The capital structure theory, originally developed by Modigliani and Miller in 1958 and revisited by them in 1963, mainly explores the relationship between the capital structure and the value of the firms. The researchers used several arguable yet questionable assumptions in which they proved that the capital structure should not influence the value of the firm. In the same time, they proved that there are some requirements which make the capital structure irrelevant; such as the use of both sources of finance by a firm that are debt and equity, ignoring the effect of taxes, the income generated in a certain period is not retained, and the financing mix used by a firm does not have any effect on the business risk (Hanna, 2020; Hirdinis, 2019; Ogbonna et al., 2019; Sharif, 2019; Thalib et al., 2019; Adamczyk et al., 2017; Vo, 2017; Arsov et al., 2016; Masidonda et al., 2013; Modigliani & Miller, 1963; Modigliani & Miller, 1958).

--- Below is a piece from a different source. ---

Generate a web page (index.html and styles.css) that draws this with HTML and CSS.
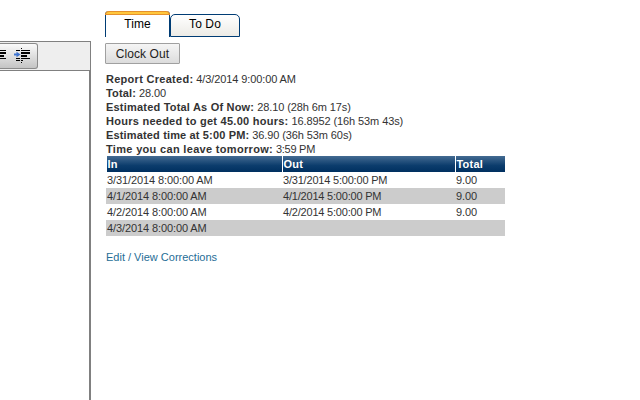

In the same time, the researchers also set certain requirements that made the capital structure relevant and consequently affect the value of the firm. Thus, they made arguments over the optimal capital structure and how can debt decrease the value of the firm if it reaches certain levels. In addition, most researches have emerged since then that aimed to supplement their findings. The researches were initially focused on minimizing the financing costs through recommending the optimal capital structure, in other words, the targeted debt-to-equity ratio (Hanna, 2020; Hirdinis, 2019; Ogbonna et al., 2019; Sharif, 2019; Thalib et al., 2019; Adamczyk et al., 2017; Vo, 2017; Arsov et al., 2016; Masidonda et al., 2013; Modigliani & Miller, 1963; Modigliani & Miller, 1958).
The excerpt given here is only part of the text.